BEGIN Material

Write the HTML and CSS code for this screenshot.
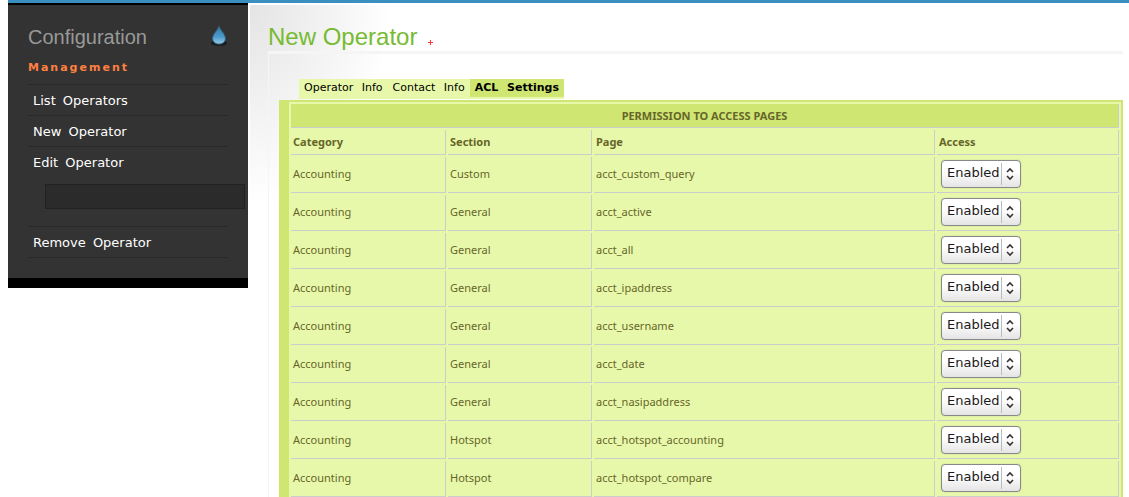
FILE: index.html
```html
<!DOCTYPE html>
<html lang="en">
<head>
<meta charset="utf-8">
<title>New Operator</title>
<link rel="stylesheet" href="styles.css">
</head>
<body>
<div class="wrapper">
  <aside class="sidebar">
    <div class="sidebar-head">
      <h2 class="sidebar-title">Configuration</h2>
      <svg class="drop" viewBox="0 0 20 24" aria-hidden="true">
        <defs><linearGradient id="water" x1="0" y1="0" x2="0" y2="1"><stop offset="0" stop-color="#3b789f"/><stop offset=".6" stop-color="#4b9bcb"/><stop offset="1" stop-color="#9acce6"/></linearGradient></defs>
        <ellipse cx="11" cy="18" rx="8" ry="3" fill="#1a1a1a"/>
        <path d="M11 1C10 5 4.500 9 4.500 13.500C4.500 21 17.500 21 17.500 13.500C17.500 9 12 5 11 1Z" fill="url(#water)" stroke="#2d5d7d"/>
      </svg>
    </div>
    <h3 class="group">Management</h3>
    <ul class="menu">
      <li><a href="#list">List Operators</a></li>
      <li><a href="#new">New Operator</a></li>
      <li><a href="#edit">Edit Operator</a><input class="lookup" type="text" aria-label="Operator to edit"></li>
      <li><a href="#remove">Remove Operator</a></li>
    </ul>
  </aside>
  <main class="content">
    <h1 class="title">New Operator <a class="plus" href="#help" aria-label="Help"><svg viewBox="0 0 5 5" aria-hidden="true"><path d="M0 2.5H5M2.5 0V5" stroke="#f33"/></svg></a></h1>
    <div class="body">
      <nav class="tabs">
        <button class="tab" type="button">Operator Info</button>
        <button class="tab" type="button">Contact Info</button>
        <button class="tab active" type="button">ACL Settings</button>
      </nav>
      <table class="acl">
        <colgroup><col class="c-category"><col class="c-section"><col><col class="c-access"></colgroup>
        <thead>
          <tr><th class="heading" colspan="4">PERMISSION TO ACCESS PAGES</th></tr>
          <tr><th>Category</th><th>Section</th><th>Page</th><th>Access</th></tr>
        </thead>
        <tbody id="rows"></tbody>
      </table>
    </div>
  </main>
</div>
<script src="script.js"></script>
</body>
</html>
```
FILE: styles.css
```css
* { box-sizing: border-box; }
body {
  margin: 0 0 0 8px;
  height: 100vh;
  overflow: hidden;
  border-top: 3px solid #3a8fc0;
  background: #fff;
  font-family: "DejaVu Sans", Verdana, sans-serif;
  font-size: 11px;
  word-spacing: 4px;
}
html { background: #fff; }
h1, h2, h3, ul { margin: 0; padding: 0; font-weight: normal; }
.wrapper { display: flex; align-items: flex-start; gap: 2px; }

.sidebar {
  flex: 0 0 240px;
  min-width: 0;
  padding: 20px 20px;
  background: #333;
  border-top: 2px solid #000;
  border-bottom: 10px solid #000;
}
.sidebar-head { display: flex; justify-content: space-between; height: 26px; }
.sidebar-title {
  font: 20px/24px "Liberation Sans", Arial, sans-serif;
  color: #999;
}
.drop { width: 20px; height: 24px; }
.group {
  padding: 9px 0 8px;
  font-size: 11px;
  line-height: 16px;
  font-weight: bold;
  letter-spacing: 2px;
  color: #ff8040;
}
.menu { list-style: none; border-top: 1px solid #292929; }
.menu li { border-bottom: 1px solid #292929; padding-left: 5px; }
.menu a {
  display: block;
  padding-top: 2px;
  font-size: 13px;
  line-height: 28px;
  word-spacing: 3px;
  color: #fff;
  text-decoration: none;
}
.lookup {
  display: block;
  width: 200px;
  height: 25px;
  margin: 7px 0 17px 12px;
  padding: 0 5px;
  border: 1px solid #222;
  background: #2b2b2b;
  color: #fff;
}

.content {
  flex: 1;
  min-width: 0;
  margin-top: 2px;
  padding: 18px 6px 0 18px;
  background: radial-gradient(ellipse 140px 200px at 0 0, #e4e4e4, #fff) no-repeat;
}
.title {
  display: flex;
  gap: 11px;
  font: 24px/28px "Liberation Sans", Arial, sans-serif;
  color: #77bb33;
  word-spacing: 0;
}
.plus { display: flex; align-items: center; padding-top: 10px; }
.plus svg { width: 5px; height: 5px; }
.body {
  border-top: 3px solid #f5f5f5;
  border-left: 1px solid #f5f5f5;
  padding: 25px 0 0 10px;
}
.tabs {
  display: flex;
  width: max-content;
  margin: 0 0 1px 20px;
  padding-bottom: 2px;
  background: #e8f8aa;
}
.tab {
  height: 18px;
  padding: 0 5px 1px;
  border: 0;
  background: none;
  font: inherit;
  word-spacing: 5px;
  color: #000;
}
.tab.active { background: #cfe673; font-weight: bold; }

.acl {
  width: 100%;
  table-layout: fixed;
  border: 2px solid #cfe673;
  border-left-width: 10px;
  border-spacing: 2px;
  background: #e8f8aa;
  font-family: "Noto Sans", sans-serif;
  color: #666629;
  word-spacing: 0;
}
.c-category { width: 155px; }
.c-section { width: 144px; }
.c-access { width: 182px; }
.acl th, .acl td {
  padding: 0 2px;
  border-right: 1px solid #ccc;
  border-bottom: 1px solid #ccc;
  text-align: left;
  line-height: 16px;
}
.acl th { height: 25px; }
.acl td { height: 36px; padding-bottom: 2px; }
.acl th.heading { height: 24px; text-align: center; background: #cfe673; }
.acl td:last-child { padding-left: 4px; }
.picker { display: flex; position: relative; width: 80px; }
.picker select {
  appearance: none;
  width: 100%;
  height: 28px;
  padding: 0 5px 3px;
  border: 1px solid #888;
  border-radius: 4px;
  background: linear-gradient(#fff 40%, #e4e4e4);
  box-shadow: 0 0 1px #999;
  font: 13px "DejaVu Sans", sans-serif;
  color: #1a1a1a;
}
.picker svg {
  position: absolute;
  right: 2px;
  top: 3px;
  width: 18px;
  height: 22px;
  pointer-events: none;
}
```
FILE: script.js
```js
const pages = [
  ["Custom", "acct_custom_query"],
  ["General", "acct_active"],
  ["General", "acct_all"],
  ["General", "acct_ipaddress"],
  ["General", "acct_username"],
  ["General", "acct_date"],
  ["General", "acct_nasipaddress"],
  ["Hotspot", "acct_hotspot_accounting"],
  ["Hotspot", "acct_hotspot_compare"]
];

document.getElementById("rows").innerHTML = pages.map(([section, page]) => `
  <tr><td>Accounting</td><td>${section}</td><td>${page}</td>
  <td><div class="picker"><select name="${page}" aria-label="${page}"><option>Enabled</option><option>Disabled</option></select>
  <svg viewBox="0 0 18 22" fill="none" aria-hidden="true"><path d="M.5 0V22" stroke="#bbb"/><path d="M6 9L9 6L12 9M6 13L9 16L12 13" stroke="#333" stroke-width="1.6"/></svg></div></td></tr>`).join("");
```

END Material

# The problem:
Omit any images, then output the listing exactly.

# Finished exercise:
Write the HTML and CSS code for this screenshot.
FILE: index.html
```html
<!DOCTYPE html>
<html lang="en">
<head>
<meta charset="utf-8">
<title>New Operator</title>
<link rel="stylesheet" href="styles.css">
</head>
<body>
<div class="wrapper">
  <aside class="sidebar">
    <div class="sidebar-head">
      <h2 class="sidebar-title">Configuration</h2>
      <svg class="drop" viewBox="0 0 20 24" aria-hidden="true">
        <defs><linearGradient id="water" x1="0" y1="0" x2="0" y2="1"><stop offset="0" stop-color="#3b789f"/><stop offset=".6" stop-color="#4b9bcb"/><stop offset="1" stop-color="#9acce6"/></linearGradient></defs>
        <ellipse cx="11" cy="18" rx="8" ry="3" fill="#1a1a1a"/>
        <path d="M11 1C10 5 4.500 9 4.500 13.500C4.500 21 17.500 21 17.500 13.500C17.500 9 12 5 11 1Z" fill="url(#water)" stroke="#2d5d7d"/>
      </svg>
    </div>
    <h3 class="group">Management</h3>
    <ul class="menu">
      <li><a href="#list">List Operators</a></li>
      <li><a href="#new">New Operator</a></li>
      <li><a href="#edit">Edit Operator</a><input class="lookup" type="text" aria-label="Operator to edit"></li>
      <li><a href="#remove">Remove Operator</a></li>
    </ul>
  </aside>
  <main class="content">
    <h1 class="title">New Operator <a class="plus" href="#help" aria-label="Help"><svg viewBox="0 0 5 5" aria-hidden="true"><path d="M0 2.5H5M2.5 0V5" stroke="#f33"/></svg></a></h1>
    <div class="body">
      <nav class="tabs">
        <button class="tab" type="button">Operator Info</button>
        <button class="tab" type="button">Contact Info</button>
        <button class="tab active" type="button">ACL Settings</button>
      </nav>
      <table class="acl">
        <colgroup><col class="c-category"><col class="c-section"><col><col class="c-access"></colgroup>
        <thead>
          <tr><th class="heading" colspan="4">PERMISSION TO ACCESS PAGES</th></tr>
          <tr><th>Category</th><th>Section</th><th>Page</th><th>Access</th></tr>
        </thead>
        <tbody id="rows"></tbody>
      </table>
    </div>
  </main>
</div>
<script src="script.js"></script>
</body>
</html>
```
FILE: styles.css
```css
* { box-sizing: border-box; }
body {
  margin: 0 0 0 8px;
  height: 100vh;
  overflow: hidden;
  border-top: 3px solid #3a8fc0;
  background: #fff;
  font-family: "DejaVu Sans", Verdana, sans-serif;
  font-size: 11px;
  word-spacing: 4px;
}
html { background: #fff; }
h1, h2, h3, ul { margin: 0; padding: 0; font-weight: normal; }
.wrapper { display: flex; align-items: flex-start; gap: 2px; }

.sidebar {
  flex: 0 0 240px;
  min-width: 0;
  padding: 20px 20px;
  background: #333;
  border-top: 2px solid #000;
  border-bottom: 10px solid #000;
}
.sidebar-head { display: flex; justify-content: space-between; height: 26px; }
.sidebar-title {
  font: 20px/24px "Liberation Sans", Arial, sans-serif;
  color: #999;
}
.drop { width: 20px; height: 24px; }
.group {
  padding: 9px 0 8px;
  font-size: 11px;
  line-height: 16px;
  font-weight: bold;
  letter-spacing: 2px;
  color: #ff8040;
}
.menu { list-style: none; border-top: 1px solid #292929; }
.menu li { border-bottom: 1px solid #292929; padding-left: 5px; }
.menu a {
  display: block;
  padding-top: 2px;
  font-size: 13px;
  line-height: 28px;
  word-spacing: 3px;
  color: #fff;
  text-decoration: none;
}
.lookup {
  display: block;
  width: 200px;
  height: 25px;
  margin: 7px 0 17px 12px;
  padding: 0 5px;
  border: 1px solid #222;
  background: #2b2b2b;
  color: #fff;
}

.content {
  flex: 1;
  min-width: 0;
  margin-top: 2px;
  padding: 18px 6px 0 18px;
  background: radial-gradient(ellipse 140px 200px at 0 0, #e4e4e4, #fff) no-repeat;
}
.title {
  display: flex;
  gap: 11px;
  font: 24px/28px "Liberation Sans", Arial, sans-serif;
  color: #77bb33;
  word-spacing: 0;
}
.plus { display: flex; align-items: center; padding-top: 10px; }
.plus svg { width: 5px; height: 5px; }
.body {
  border-top: 3px solid #f5f5f5;
  border-left: 1px solid #f5f5f5;
  padding: 25px 0 0 10px;
}
.tabs {
  display: flex;
  width: max-content;
  margin: 0 0 1px 20px;
  padding-bottom: 2px;
  background: #e8f8aa;
}
.tab {
  height: 18px;
  padding: 0 5px 1px;
  border: 0;
  background: none;
  font: inherit;
  word-spacing: 5px;
  color: #000;
}
.tab.active { background: #cfe673; font-weight: bold; }

.acl {
  width: 100%;
  table-layout: fixed;
  border: 2px solid #cfe673;
  border-left-width: 10px;
  border-spacing: 2px;
  background: #e8f8aa;
  font-family: "Noto Sans", sans-serif;
  color: #666629;
  word-spacing: 0;
}
.c-category { width: 155px; }
.c-section { width: 144px; }
.c-access { width: 182px; }
.acl th, .acl td {
  padding: 0 2px;
  border-right: 1px solid #ccc;
  border-bottom: 1px solid #ccc;
  text-align: left;
  line-height: 16px;
}
.acl th { height: 25px; }
.acl td { height: 36px; padding-bottom: 2px; }
.acl th.heading { height: 24px; text-align: center; background: #cfe673; }
.acl td:last-child { padding-left: 4px; }
.picker { display: flex; position: relative; width: 80px; }
.picker select {
  appearance: none;
  width: 100%;
  height: 28px;
  padding: 0 5px 3px;
  border: 1px solid #888;
  border-radius: 4px;
  background: linear-gradient(#fff 40%, #e4e4e4);
  box-shadow: 0 0 1px #999;
  font: 13px "DejaVu Sans", sans-serif;
  color: #1a1a1a;
}
.picker svg {
  position: absolute;
  right: 2px;
  top: 3px;
  width: 18px;
  height: 22px;
  pointer-events: none;
}
```
FILE: script.js
```js
const pages = [
  ["Custom", "acct_custom_query"],
  ["General", "acct_active"],
  ["General", "acct_all"],
  ["General", "acct_ipaddress"],
  ["General", "acct_username"],
  ["General", "acct_date"],
  ["General", "acct_nasipaddress"],
  ["Hotspot", "acct_hotspot_accounting"],
  ["Hotspot", "acct_hotspot_compare"]
];

document.getElementById("rows").innerHTML = pages.map(([section, page]) => `
  <tr><td>Accounting</td><td>${section}</td><td>${page}</td>
  <td><div class="picker"><select name="${page}" aria-label="${page}"><option>Enabled</option><option>Disabled</option></select>
  <svg viewBox="0 0 18 22" fill="none" aria-hidden="true"><path d="M.5 0V22" stroke="#bbb"/><path d="M6 9L9 6L12 9M6 13L9 16L12 13" stroke="#333" stroke-width="1.6"/></svg></div></td></tr>`).join("");
```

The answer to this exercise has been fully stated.